The last post I wrote was in November, the time when I was still residing in Australia. Now I am back, for good, to my beloved homeland, Malaysia. It's been 3 months now but I would still want to welcome myself home, yeay! :D
I am struggling with lots of things now. Life, financial, health, studies, spiritual. Almost every aspect. I have lots of people to count on to tell out my problems but I don't feel right to tell them cause it is just too many. So i might just burst everything out here, hoping no one will ask me about this if you see me in person. Okay? :)

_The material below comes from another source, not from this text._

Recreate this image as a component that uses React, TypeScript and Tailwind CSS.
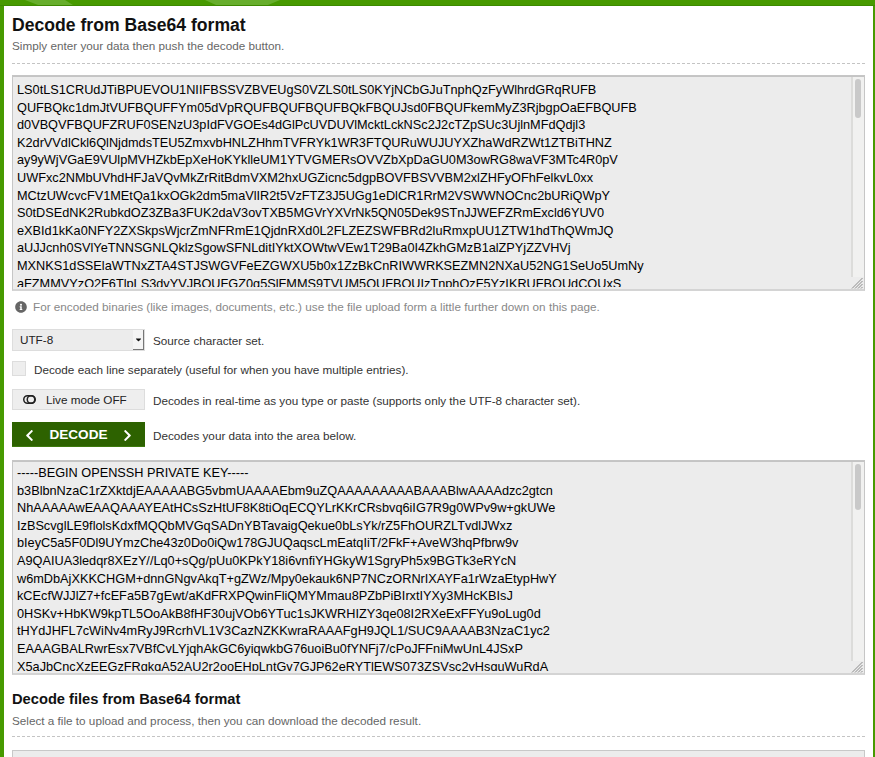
import { FaChevronLeft, FaChevronRight, FaInfoCircle, FaCaretDown } from 'react-icons/fa'

const encoded = [
  'LS0tLS1CRUdJTiBPUEVOU1NIIFBSSVZBVEUgS0VZLS0tLS0KYjNCbGJuTnphQzFyWlhrdGRqRUFB',
  'QUFBQkc1dmJtVUFBQUFFYm05dVpRQUFBQUFBQUFBQkFBQUJsd0FBQUFkemMyZ3RjbgpOaEFBQUFB',
  'd0VBQVFBQUFZRUF0SENzU3pIdFVGOEs4dGlPcUVDUVlMcktLckNSc2J2cTZpSUc3UjlnMFdQdjl3',
  'K2drVVdlCkl6QlNjdmdsTEU5ZmxvbHNLZHhmTVFRYk1WR3FTQURuWUJUYXZhaWdRZWt1ZTBiTHNZ',
  'ay9yWjVGaE9VUlpMVHZkbEpXeHoKYklleUM1YTVGMERsOVVZbXpDaGU0M3owRG8waVF3MTc4R0pV',
  'UWFxc2NMbUVhdHFJaVQvMkZrRitBdmVXM2hxUGZicnc5dgpBOVFBSVVBM2xlZHFyOFhFelkvL0xx',
  'MCtzUWcvcFV1MEtQa1kxOGk2dm5maVlIR2t5VzFTZ3J5UGg1eDlCR1RrM2VSWWNOCnc2bURiQWpY',
  'S0tDSEdNK2RubkdOZ3ZBa3FUK2daV3ovTXB5MGVrYXVrNk5QN05Dek9STnJJWEFZRmExcld6YUV0',
  'eXBId1kKa0NFY2ZXSkpsWjcrZmNFRmE1QjdnRXd0L2FLZEZSWFBRd2luRmxpUU1ZTW1hdThQWmJQ',
  'aUJJcnh0SVlYeTNNSGNLQklzSgowSFNLditIYktXOWtwVEw1T29Ba0I4ZkhGMzB1alZPYjZZVHVj',
  'MXNKS1dSSElaWTNxZTA4STJSWGVFeEZGWXU5b0x1ZzBkCnRIWWRKSEZMN2NXaU52NG1SeUo5UmNy',
  'aFZMMVYzQ2F6TlpLS3dyYVJBQUFGZ0g5SlFMMS9TVUM5QUFBQUIzTnphQzF5YzIKRUFBQUdCQUxS',
]

const decoded = [
  '-----BEGIN OPENSSH PRIVATE KEY-----',
  'b3BlbnNzaC1rZXktdjEAAAAABG5vbmUAAAAEbm9uZQAAAAAAAAABAAABlwAAAAdzc2gtcn',
  'NhAAAAAwEAAQAAAYEAtHCsSzHtUF8K8tiOqECQYLrKKrCRsbvq6iIG7R9g0WPv9w+gkUWe',
  'IzBScvglLE9flolsKdxfMQQbMVGqSADnYBTavaigQekue0bLsYk/rZ5FhOURZLTvdlJWxz',
  'bIeyC5a5F0Dl9UYmzChe43z0Do0iQw178GJUQaqscLmEatqIiT/2FkF+AveW3hqPfbrw9v',
  'A9QAIUA3ledqr8XEzY//Lq0+sQg/pUu0KPkY18i6vnfiYHGkyW1SgryPh5x9BGTk3eRYcN',
  'w6mDbAjXKKCHGM+dnnGNgvAkqT+gZWz/Mpy0ekauk6NP7NCzORNrIXAYFa1rWzaEtypHwY',
  'kCEcfWJJlZ7+fcEFa5B7gEwt/aKdFRXPQwinFliQMYMmau8PZbPiBIrxtIYXy3MHcKBIsJ',
  '0HSKv+HbKW9kpTL5OoAkB8fHF30ujVOb6YTuc1sJKWRHIZY3qe08I2RXeExFFYu9oLug0d',
  'tHYdJHFL7cWiNv4mRyJ9RcrhVL1V3CazNZKKwraRAAAFgH9JQL1/SUC9AAAAB3NzaC1yc2',
  'EAAAGBALRwrEsx7VBfCvLYjqhAkGC6yiqwkbG76uoiBu0fYNFj7/cPoJFFniMwUnL4JSxP',
  'X5aJbCncXzEEGzFRqkgA52AU2r2ooEHpLntGy7GJP62eRYTlEWS073ZSVsc2yHsguWuRdA',
]

function Dashed() {
  return <div className="border-b border-dashed border-[#c4c4c4]" />
}

function ToggleIcon() {
  return (
    <svg width="13" height="9" viewBox="0 0 13 9" fill="none" stroke="#222" strokeWidth="1.5">
      <rect x="0.75" y="0.75" width="11.5" height="7.5" rx="3.75" />
      <circle cx="8" cy="4.5" r="3.75" />
    </svg>
  )
}

function Grip() {
  return (
    <svg width="12" height="12" viewBox="0 0 12 12" stroke="#8a8a8a" strokeWidth="1">
      <path d="M1 11.5 11.5 1M4 11.5 11.5 4M7 11.5 11.5 7M10 11.5 11.5 10" />
    </svg>
  )
}

// headless page draws no native scrollbar, so the bar and grip lie over the textarea
function DataArea({ lines, thumb, textTop, className }: { lines: string[]; thumb: string; textTop: string; className: string }) {
  return (
    <div className={`relative ${className}`}>
      <textarea
        readOnly
        className={`block w-full h-full resize-none overflow-hidden whitespace-pre bg-[#ececec] border border-[#c6c6c6] border-b-[2px] border-b-[#d4d4d4] shadow-[inset_0_1px_0_#c4c4c4] pl-[4px] pr-[16px] text-[12.72px] leading-[17.6px] text-black outline-none font-['Liberation_Sans',sans-serif] ${textTop}`}
        defaultValue={lines.join('\n')}
      />
      <div className="absolute left-[1px] right-[14px] bottom-[2px] h-[2px] bg-[#ececec]" />
      <div className="absolute right-[1px] top-[2px] bottom-[2px] w-[13px] flex flex-col bg-[#ececec]">
        <div className="flex-1 min-h-0 ml-0 border-l-[2px] border-[#dcdcda] bg-[#f1f1f0] pt-[2px] pl-[2px]">
          <div className={`w-[6px] rounded-full bg-[#c9c9c9] ${thumb}`} />
        </div>
        <div className="h-[12px] shrink-0">
          <Grip />
        </div>
      </div>
    </div>
  )
}

export default function App() {
  return (
    <div className="h-[757px] overflow-hidden flex flex-col bg-[#479a00] font-['Liberation_Sans',sans-serif]">
      <div className="h-[6px] shrink-0 border-b border-[#3d8a00]">
        <svg width="875" height="5" viewBox="0 0 875 5">
          <path d="M25 0h40l8 5H38z M205 0h75l-12 5h-52z" fill="#67ae2c" />
        </svg>
      </div>
      <div className="flex-1 min-h-0 ml-[4px] mr-[2px] bg-white px-2 overflow-hidden">
        <h1 className="mt-[8px] text-[17.6px] leading-[22px] font-bold text-[#111]">Decode from Base64 format</h1>
        <p className="mt-[3px] text-[11.73px] leading-[14px] text-[#666]">
          Simply enter your data then push the decode button.
        </p>
        <div className="mt-[10px]">
          <Dashed />
        </div>
        <DataArea lines={encoded} thumb="h-[39px]" textTop="pt-[5px]" className="mt-[11px] h-[216px]" />
        <div className="mt-[8px] h-[16px] flex items-center gap-[6px] pl-[3px] text-[11.73px] text-[#888]">
          <FaInfoCircle className="text-[12px] text-[#666]" />
          <span>For encoded binaries (like images, documents, etc.) use the file upload form a little further down on this page.</span>
        </div>
        <div className="mt-[14px] flex items-center gap-2">
          <div className="relative w-[133px] h-[22px]">
            <select className="block w-full h-full appearance-none bg-[#ececec] border border-[#ddd] pl-[7px] text-[11.73px] text-[#222] outline-none">
              <option>UTF-8</option>
            </select>
            <span className="absolute right-[1px] top-[1px] bottom-[1px] w-[11px] flex items-center justify-center bg-[#f4f4f4] border-r border-b border-[#777] text-[#111]">
              <FaCaretDown className="text-[9px]" />
            </span>
          </div>
          <span className="pt-[2px] text-[11.73px] text-[#333]">Source character set.</span>
        </div>
        <label className="mt-[10px] flex items-center gap-2 h-[15px]">
          <span className="w-[14px] h-[15px] bg-[#eee] border border-[#ddd]" />
          <span className="pt-[2px] text-[11.73px] text-[#333]">Decode each line separately (useful for when you have multiple entries).</span>
        </label>
        <div className="mt-[13px] flex items-center gap-2">
          <button className="w-[133px] h-[21px] flex items-center bg-[#eee] border border-[#ddd] pl-[10px] gap-[10px] text-[11.73px] text-[#222]">
            <ToggleIcon />
            Live mode OFF
          </button>
          <span className="pt-[2px] text-[11.73px] text-[#333]">Decodes in real-time as you type or paste (supports only the UTF-8 character set).</span>
        </div>
        <div className="mt-[12px] flex items-center gap-2">
          <button className="w-[133px] h-[25px] pt-[2px] flex items-center justify-center gap-[13px] bg-[#2d6200] border-b border-[#3f7a0f] text-[13.6px] font-bold text-white">
            <FaChevronLeft className="text-[13px]" />
            DECODE
            <FaChevronRight className="text-[13px]" />
          </button>
          <span className="pt-[2px] text-[11.73px] text-[#333]">Decodes your data into the area below.</span>
        </div>
        <DataArea lines={decoded} thumb="h-[46px]" textTop="pt-[3px]" className="mt-[13px] h-[215px]" />
        <h2 className="mt-[15px] text-[14.68px] leading-[18px] font-bold text-[#111]">Decode files from Base64 format</h2>
        <p className="mt-[6px] text-[11.73px] leading-[14px] text-[#666]">
          Select a file to upload and process, then you can download the decoded result.
        </p>
        <div className="mt-[8px]">
          <Dashed />
        </div>
        <div className="mt-[13px] h-[40px] bg-[#ececec] border border-[#c8c8c8]" />
      </div>
    </div>
  )
}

Life: I have not been talking to a girlfriend for quite a while now. It all started somewhere in January I think. I planned to meet her and bought a ticket direct from Penang to her place but we ended up not meeting each other that night. Something happened - I didn't know whether she was joking or not when she said 'u ni bosan la' and 'I said fine, cancel malam ni' and she just replied 'Okay'. We insulted each other all the time but that day, things were different. It turned out that night I discovered that she checked in at a cinema with her other friends whom I knew some of 'em. Of course I was totally pissed off, if only she knew I bought that expensive ticket just to meet her first before I meet anyone else in KL. I made time to meet her that night for dinner cause I knew the rest of my time in KL that weekend would be quite full. Since then we haven't met each other, text each other on Whatsapp 24/7 like we used to. I'm not mad at her anymore. She did ask me out twice when I was in KL over the weekend but I was just too occupied with something else.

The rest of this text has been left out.